OBJECTIVE: Exactly repeat the material, dropping only the pictures.

────────

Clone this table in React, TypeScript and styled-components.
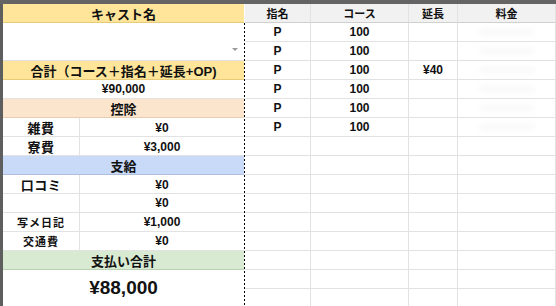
import styled, { createGlobalStyle } from "styled-components";

const GlobalStyle = createGlobalStyle`
  html, body {
    margin: 0;
    padding: 0;
    width: 556px;
    height: 306px;
    overflow: hidden;
    background: #ffffff;
  }
  body {
    font-family: "Liberation Sans", "Noto Sans CJK JP", sans-serif;
    color: #111;
  }
`;

const Sheet = styled.div`
  width: 556px;
  height: 306px;
  display: flex;
  flex-direction: column;
  background: #fff;
`;

const TopBar = styled.div`
  height: 4px;
  background: #646464;
  flex: none;
`;

const Body = styled.div`
  flex: 1;
  display: flex;
  min-height: 0;
`;

const SideStrip = styled.div`
  width: 3px;
  background: #5e5e5e;
  flex: none;
`;

const LeftPanel = styled.div`
  width: 241px;
  flex: none;
  display: flex;
  flex-direction: column;
`;

const Divider = styled.div`
  width: 1px;
  flex: none;
  margin-top: 19px;
  background: repeating-linear-gradient(180deg, #000 0 2px, transparent 2px 4px);
`;

const Band = styled.div<{ $bg: string; $line: string }>`
  height: 19px;
  box-sizing: border-box;
  background: ${(p) => p.$bg};
  border-bottom: 1px solid ${(p) => p.$line};
  display: flex;
  align-items: center;
  justify-content: center;
  font-weight: bold;
  font-size: 13px;
  color: #111;
`;

const SelectCell = styled.div`
  height: 38px;
  box-sizing: border-box;
  position: relative;
  border-bottom: 1px solid #e2e2e2;
`;

const Caret = styled.div`
  position: absolute;
  right: 6px;
  bottom: 9px;
  width: 0;
  height: 0;
  border-left: 3px solid transparent;
  border-right: 3px solid transparent;
  border-top: 3px solid #9a9a9a;
`;

const ValueRow = styled.div`
  height: 19px;
  box-sizing: border-box;
  border-bottom: 1px solid #e2e2e2;
  display: flex;
  align-items: center;
  justify-content: center;
  font-weight: bold;
  font-size: 12px;
`;

const PairRow = styled.div`
  height: 19px;
  box-sizing: border-box;
  border-bottom: 1px solid #e2e2e2;
  display: grid;
  grid-template-columns: 77px 1fr;
`;

const Label = styled.div<{ $small?: boolean }>`
  border-right: 1px solid #e2e2e2;
  display: flex;
  align-items: center;
  justify-content: center;
  font-weight: bold;
  font-size: ${(p) => (p.$small ? 11 : 13)}px;
  letter-spacing: ${(p) => (p.$small ? 1 : 0.5)}px;
`;

const Amount = styled.div`
  display: flex;
  align-items: center;
  justify-content: center;
  font-weight: bold;
  font-size: 12px;
`;

const GrandTotal = styled.div`
  flex: 1;
  display: flex;
  align-items: center;
  justify-content: center;
  font-weight: bold;
  font-size: 19px;
`;

const Grid = styled.div`
  flex: 1;
  display: grid;
  grid-template-columns: 66px 98px 49px 98px;
  grid-auto-rows: 19px;
  align-content: start;
  overflow: hidden;
`;

const Cell = styled.div<{ $head?: boolean }>`
  box-sizing: border-box;
  border-right: 1px solid #e2e2e2;
  border-bottom: 1px solid ${(p) => (p.$head ? "#d0d0d0" : "#e2e2e2")};
  background: ${(p) => (p.$head ? "#f1f1f1" : "#fff")};
  display: flex;
  align-items: center;
  justify-content: center;
  font-weight: bold;
  font-size: ${(p) => (p.$head ? 11 : 12)}px;
  color: #111;
`;

// blurred-out amount in the 料金 column
const Blur = styled.span`
  width: 56px;
  height: 8px;
  border-radius: 4px;
  background: #fafafa;
  filter: blur(2px);
`;

const headers = ["指名", "コース", "延長", "料金"];

const rows: string[][] = [
  ["P", "100", "", "*"],
  ["P", "100", "", "*"],
  ["P", "100", "¥40", "*"],
  ["P", "100", "", "*"],
  ["P", "100", "", "*"],
  ["P", "100", "", "*"],
  ...Array.from({ length: 9 }, () => ["", "", "", ""]),
];

const deductions = [
  { label: "雑費", value: "¥0" },
  { label: "寮費", value: "¥3,000" },
];

const payments = [
  { label: "口コミ", value: "¥0" },
  { label: "", value: "¥0" },
  { label: "写メ日記", value: "¥1,000", small: true },
  { label: "交通費", value: "¥0", small: true },
];

export default function App() {
  return (
    <>
      <GlobalStyle />
      <Sheet>
        <TopBar />
        <Body>
          <SideStrip />
          <LeftPanel>
            <Band $bg="#ffe59a" $line="#e9cc7a">キャスト名</Band>
            <SelectCell>
              <Caret />
            </SelectCell>
            <Band $bg="#ffe59a" $line="#e9cc7a">合計（コース＋指名＋延長+OP)</Band>
            <ValueRow>¥90,000</ValueRow>
            <Band $bg="#fce5cd" $line="#e6cdb3">控除</Band>
            {deductions.map((d) => (
              <PairRow key={d.label}>
                <Label>{d.label}</Label>
                <Amount>{d.value}</Amount>
              </PairRow>
            ))}
            <Band $bg="#c9daf8" $line="#aebfdd">支給</Band>
            {payments.map((d, i) => (
              <PairRow key={i}>
                <Label $small={d.small}>{d.label}</Label>
                <Amount>{d.value}</Amount>
              </PairRow>
            ))}
            <Band $bg="#d9ead3" $line="#b9cfb1">支払い合計</Band>
            <GrandTotal>¥88,000</GrandTotal>
          </LeftPanel>
          <Divider />
          <Grid>
            {headers.map((h) => (
              <Cell $head key={h}>{h}</Cell>
            ))}
            {rows.map((r, i) =>
              r.map((v, j) => (
                <Cell key={`${i}-${j}`}>{v === "*" ? <Blur /> : v}</Cell>
              ))
            )}
          </Grid>
        </Body>
      </Sheet>
    </>
  );
}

────────

WRITTEN ANSWER:
Clone this table in React, TypeScript and styled-components.
import styled, { createGlobalStyle } from "styled-components";

const GlobalStyle = createGlobalStyle`
  html, body {
    margin: 0;
    padding: 0;
    width: 556px;
    height: 306px;
    overflow: hidden;
    background: #ffffff;
  }
  body {
    font-family: "Liberation Sans", "Noto Sans CJK JP", sans-serif;
    color: #111;
  }
`;

const Sheet = styled.div`
  width: 556px;
  height: 306px;
  display: flex;
  flex-direction: column;
  background: #fff;
`;

const TopBar = styled.div`
  height: 4px;
  background: #646464;
  flex: none;
`;

const Body = styled.div`
  flex: 1;
  display: flex;
  min-height: 0;
`;

const SideStrip = styled.div`
  width: 3px;
  background: #5e5e5e;
  flex: none;
`;

const LeftPanel = styled.div`
  width: 241px;
  flex: none;
  display: flex;
  flex-direction: column;
`;

const Divider = styled.div`
  width: 1px;
  flex: none;
  margin-top: 19px;
  background: repeating-linear-gradient(180deg, #000 0 2px, transparent 2px 4px);
`;

const Band = styled.div<{ $bg: string; $line: string }>`
  height: 19px;
  box-sizing: border-box;
  background: ${(p) => p.$bg};
  border-bottom: 1px solid ${(p) => p.$line};
  display: flex;
  align-items: center;
  justify-content: center;
  font-weight: bold;
  font-size: 13px;
  color: #111;
`;

const SelectCell = styled.div`
  height: 38px;
  box-sizing: border-box;
  position: relative;
  border-bottom: 1px solid #e2e2e2;
`;

const Caret = styled.div`
  position: absolute;
  right: 6px;
  bottom: 9px;
  width: 0;
  height: 0;
  border-left: 3px solid transparent;
  border-right: 3px solid transparent;
  border-top: 3px solid #9a9a9a;
`;

const ValueRow = styled.div`
  height: 19px;
  box-sizing: border-box;
  border-bottom: 1px solid #e2e2e2;
  display: flex;
  align-items: center;
  justify-content: center;
  font-weight: bold;
  font-size: 12px;
`;

const PairRow = styled.div`
  height: 19px;
  box-sizing: border-box;
  border-bottom: 1px solid #e2e2e2;
  display: grid;
  grid-template-columns: 77px 1fr;
`;

const Label = styled.div<{ $small?: boolean }>`
  border-right: 1px solid #e2e2e2;
  display: flex;
  align-items: center;
  justify-content: center;
  font-weight: bold;
  font-size: ${(p) => (p.$small ? 11 : 13)}px;
  letter-spacing: ${(p) => (p.$small ? 1 : 0.5)}px;
`;

const Amount = styled.div`
  display: flex;
  align-items: center;
  justify-content: center;
  font-weight: bold;
  font-size: 12px;
`;

const GrandTotal = styled.div`
  flex: 1;
  display: flex;
  align-items: center;
  justify-content: center;
  font-weight: bold;
  font-size: 19px;
`;

const Grid = styled.div`
  flex: 1;
  display: grid;
  grid-template-columns: 66px 98px 49px 98px;
  grid-auto-rows: 19px;
  align-content: start;
  overflow: hidden;
`;

const Cell = styled.div<{ $head?: boolean }>`
  box-sizing: border-box;
  border-right: 1px solid #e2e2e2;
  border-bottom: 1px solid ${(p) => (p.$head ? "#d0d0d0" : "#e2e2e2")};
  background: ${(p) => (p.$head ? "#f1f1f1" : "#fff")};
  display: flex;
  align-items: center;
  justify-content: center;
  font-weight: bold;
  font-size: ${(p) => (p.$head ? 11 : 12)}px;
  color: #111;
`;

// blurred-out amount in the 料金 column
const Blur = styled.span`
  width: 56px;
  height: 8px;
  border-radius: 4px;
  background: #fafafa;
  filter: blur(2px);
`;

const headers = ["指名", "コース", "延長", "料金"];

const rows: string[][] = [
  ["P", "100", "", "*"],
  ["P", "100", "", "*"],
  ["P", "100", "¥40", "*"],
  ["P", "100", "", "*"],
  ["P", "100", "", "*"],
  ["P", "100", "", "*"],
  ...Array.from({ length: 9 }, () => ["", "", "", ""]),
];

const deductions = [
  { label: "雑費", value: "¥0" },
  { label: "寮費", value: "¥3,000" },
];

const payments = [
  { label: "口コミ", value: "¥0" },
  { label: "", value: "¥0" },
  { label: "写メ日記", value: "¥1,000", small: true },
  { label: "交通費", value: "¥0", small: true },
];

export default function App() {
  return (
    <>
      <GlobalStyle />
      <Sheet>
        <TopBar />
        <Body>
          <SideStrip />
          <LeftPanel>
            <Band $bg="#ffe59a" $line="#e9cc7a">キャスト名</Band>
            <SelectCell>
              <Caret />
            </SelectCell>
            <Band $bg="#ffe59a" $line="#e9cc7a">合計（コース＋指名＋延長+OP)</Band>
            <ValueRow>¥90,000</ValueRow>
            <Band $bg="#fce5cd" $line="#e6cdb3">控除</Band>
            {deductions.map((d) => (
              <PairRow key={d.label}>
                <Label>{d.label}</Label>
                <Amount>{d.value}</Amount>
              </PairRow>
            ))}
            <Band $bg="#c9daf8" $line="#aebfdd">支給</Band>
            {payments.map((d, i) => (
              <PairRow key={i}>
                <Label $small={d.small}>{d.label}</Label>
                <Amount>{d.value}</Amount>
              </PairRow>
            ))}
            <Band $bg="#d9ead3" $line="#b9cfb1">支払い合計</Band>
            <GrandTotal>¥88,000</GrandTotal>
          </LeftPanel>
          <Divider />
          <Grid>
            {headers.map((h) => (
              <Cell $head key={h}>{h}</Cell>
            ))}
            {rows.map((r, i) =>
              r.map((v, j) => (
                <Cell key={`${i}-${j}`}>{v === "*" ? <Blur /> : v}</Cell>
              ))
            )}
          </Grid>
        </Body>
      </Sheet>
    </>
  );
}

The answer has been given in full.